The Challenge of Compliance:
Development banks face a major challenge in implementing their labor safeguards, as well as those relating to other environmental and social concerns. In due diligence, DFIs are charged with accurately assessing the likelihood that their projects will comply with safeguards across diverse geographies, in unfamiliar conditions, and in partnership with a broad array of clients pursuing business projects at various stages in their development.

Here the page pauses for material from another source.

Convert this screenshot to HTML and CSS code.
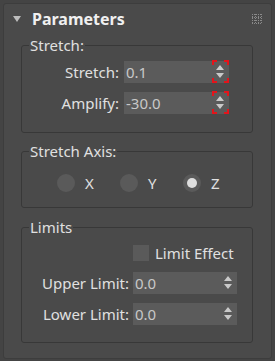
FILE: index.html
```html
<!DOCTYPE html>
<html lang="en">
<head>
    <meta charset="UTF-8">
    <title>Parameters</title>
    <link rel="stylesheet" href="styles.css">
</head>
<body>
<div class="panel">
    <div class="head">
        <span class="arrow"></span>
        <span class="title">Parameters</span>
        <svg class="grip" width="10" height="10" viewBox="0 0 10 10">
            <g stroke="#8a8a8a" stroke-width="1" stroke-dasharray="1 1">
                <path d="M0.5 0 V10 M3.5 0 V10 M6.5 0 V10 M9.5 0 V10"/>
                <path d="M0 0.5 H10 M0 3.5 H10 M0 6.5 H10 M0 9.5 H10"/>
            </g>
        </svg>
    </div>

    <fieldset class="group stretch">
        <legend>Stretch:</legend>
        <div class="grid">
            <span class="lbl">Stretch:</span>
            <div class="spin"><span class="val">0.1</span>
                <svg class="arrows" width="17" height="22" viewBox="0 0 17 22">
                    <path d="M4 9 L12 9 L8 4 Z M4 12 L12 12 L8 17 Z" fill="#c9c9c9"/>
                    <g class="mark" fill="none" stroke="#e3141b" stroke-width="2">
                        <path d="M1 4 V0 H5 M12 0 H16 V4 M1 17 V21 H5 M12 21 H16 V17"/>
                    </g>
                </svg>
            </div>
            <span class="lbl">Amplify:</span>
            <div class="spin"><span class="val">-30.0</span>
                <svg class="arrows" width="17" height="22" viewBox="0 0 17 22">
                    <path d="M4 9 L12 9 L8 4 Z M4 12 L12 12 L8 17 Z" fill="#c9c9c9"/>
                    <g class="mark" fill="none" stroke="#e3141b" stroke-width="2">
                        <path d="M1 4 V0 H5 M12 0 H16 V4 M1 17 V21 H5 M12 21 H16 V17"/>
                    </g>
                </svg>
            </div>
        </div>
    </fieldset>

    <fieldset class="group axis">
        <legend>Stretch Axis:</legend>
        <div class="radios">
            <label class="radio"><span class="dot"></span>X</label>
            <label class="radio"><span class="dot"></span>Y</label>
            <label class="radio"><span class="dot on"></span>Z</label>
        </div>
    </fieldset>

    <fieldset class="group limits">
        <legend>Limits</legend>
        <div class="grid">
            <label class="check"><span class="box"></span>Limit Effect</label>
            <span class="lbl">Upper Limit:</span>
            <div class="spin"><span class="val">0.0</span>
                <svg class="arrows" width="17" height="22" viewBox="0 0 17 22">
                    <path d="M4 9 L12 9 L8 4 Z M4 12 L12 12 L8 17 Z" fill="#c9c9c9"/>
                </svg>
            </div>
            <span class="lbl">Lower Limit:</span>
            <div class="spin"><span class="val">0.0</span>
                <svg class="arrows" width="17" height="22" viewBox="0 0 17 22">
                    <path d="M4 9 L12 9 L8 4 Z M4 12 L12 12 L8 17 Z" fill="#c9c9c9"/>
                </svg>
            </div>
        </div>
    </fieldset>
</div>
</body>
</html>
```

FILE: styles.css
```css
* {
    margin: 0;
    padding: 0;
    box-sizing: border-box;
}

body {
    background-color: #444;
    padding: 3px;
    font-family: "Noto Sans", "Open Sans", sans-serif;
    font-size: 15px;
    color: #e0e0e0;
}

.panel {
    width: 269px;
    height: 356px;
    background-color: #4a4a4a;
    border: 1px solid #3d3d3d;
    border-radius: 3px;
}

/* rollout title */
.head {
    height: 30px;
    display: flex;
    align-items: center;
    padding-left: 9px;
    padding-right: 9px;
}

.arrow {
    width: 0;
    height: 0;
    border-left: 4px solid transparent;
    border-right: 4px solid transparent;
    border-top: 6px solid #bdbdbd;
    margin-right: 11px;
}

.title {
    flex: 1;
    font-weight: bold;
    font-size: 16px;
    color: #f0f0f0;
}

.grip {
    display: block;
}

/* groups */
.group {
    margin: 1px 0 0 17px;
    width: 232px;
    border: 1px solid #383838;
    border-radius: 3px;
}

.group legend {
    margin-left: 7px;
    padding: 0 1px;
    line-height: 20px;
}

.stretch {
    padding: 6px 23px 18px 0;
}

.axis {
    margin-top: 8px;
    padding: 11px 0 13px 0;
}

.limits {
    margin-top: 9px;
    padding: 8px 15px 17px 0;
}

.grid {
    display: grid;
    grid-template-columns: 1fr 105px;
    column-gap: 5px;
    row-gap: 9px;
    align-items: center;
}

.limits .grid {
    grid-template-columns: 1fr 104px;
    column-gap: 4px;
}

.lbl {
    text-align: right;
}

.spin {
    height: 22px;
    display: flex;
    align-items: center;
    background-color: #5b5b5b;
    color: #c8c8c8;
    padding-left: 2px;
}

.val {
    flex: 1;
}

.arrows {
    display: block;
    overflow: visible;
}

/* radio buttons */
.radios {
    display: flex;
    height: 22px;
    align-items: center;
    padding-left: 35px;
}

.radio {
    width: 63px;
    display: flex;
    align-items: center;
    gap: 10px;
}

.dot {
    width: 18px;
    height: 18px;
    border-radius: 50%;
    background-color: #5a5a5a;
    display: flex;
    align-items: center;
    justify-content: center;
}

.dot.on::after {
    content: "";
    width: 10px;
    height: 10px;
    border-radius: 50%;
    background-color: #dedede;
}

/* checkbox */
.check {
    grid-column: 2;
    display: flex;
    align-items: center;
    gap: 6px;
    height: 16px;
    margin-bottom: 2px;
}

.box {
    width: 16px;
    height: 16px;
    background-color: #5a5a5a;
}
```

For example, to achieve labor safeguard compliance in their hotel projects, under Performance Standard 2, for example, DFI clients must have access to a great deal of information and expertise related to national labor law and its regulations, which may bind them to collective and sectoral bargaining agreements and arbitral decisions. Furthermore, the client’s obligation to provide reasonable terms and conditions of employment requires knowledge of local wage and hour law and hotel sector norms and trends, and to meet their obligation to base job decisions on job-relevant facts, they must understand and anticipate axes of discrimination in the locality. Clients must know the workers well enough to effectively communicate with them regarding their rights on the job. Beyond that, clients’ understanding must be strong enough to not only achieve compliance within their own organizations, but also within the project-related operations of their contractors, who may have no contact with the supporting DFI, but are bound to comply with the DFIs’ safeguards on the project.
Neither DFIs nor their clients typically possess this sort of information and expertise. To effectively anticipate and address labor safeguard risks, they must collaborate with those who do.
Because banks and their project partners lack the expertise and input needed to properly address environmental and social (E&S) risks, their due diligence fails to identify clients who are unable, unwilling, or otherwise unlikely to comply. Those who implement projects, who are often new to the hotel sector and the project country, also have little understanding of the E&S challenges of their investment. This chain of under-informed parties results in business plans and contractual arrangements that impede compliance. Labor violations are only identified when problems arise, long after banks have approved and disbursed funds, and by that point, they lack the necessary leverage to influence clients’ behavior.
What the CAP Does:
On most DFI projects, the banks’ due diligence, evaluation of client compliance plans, and final vote on financing the project occur long before any stakeholders are engaged. For labor safeguards, the result is uninformed due diligence and planning, which can lead to noncompliance. The funding institution only realizes this after their decision has been made and the banks have disbursed funds, leaving them with limited ability to enforce safeguards. Following the tested policy models discussed in the Foundations Section, the CAP inserts social dialogue early in the DFI project process where it can have the greatest contribution to DFI due diligence and client compliance.
Under the CAP, as the DFI considering a project conducts its due diligence, they convene the team responsible for implementing the project and representatives from global union federations and trade unions representing workers in the local sector. Together, they discuss the relevant labor safeguard requirements and the team’s plan for meeting them. Only after the two groups come to an agreement detailing the project’s compliance plans would the project be reviewed by the DFI’s board.
The CAP requires no changes to bank safeguards and does not intrude on the traditional domain of collective bargaining. Since CAP agreements are intended solely to safeguard compliance, they leave the development of collective and sectoral bargaining agreements to national law.

Benefits of the CAP:
The CAP and the negotiations it requires fill the gaps in DFIs’ safeguard implementation. Rather than delaying stakeholder engagement until after the crucial decisions have been made, the CAP ensures that those decisions are made with the fullest appreciation of the labor safeguard issues facing the project. Clients unfamiliar with safeguards, the international labor laws they reflect, and their application in the project jurisdiction, sector, and workforce are paired with workers’ organizations experienced in all the above. Due diligence officers, whose broad geographic and topical responsibilities may limit their expertise in the locality and in labor rights matters, receive the support of local labor rights experts in evaluating projects and their compliance plans. Meanwhile, through the relationships the CAP negotiations establish, the client gains a knowledgeable partner as it pursues its compliance plans, and the banks’ due diligence officers gain an engaged partner in their project monitoring activities.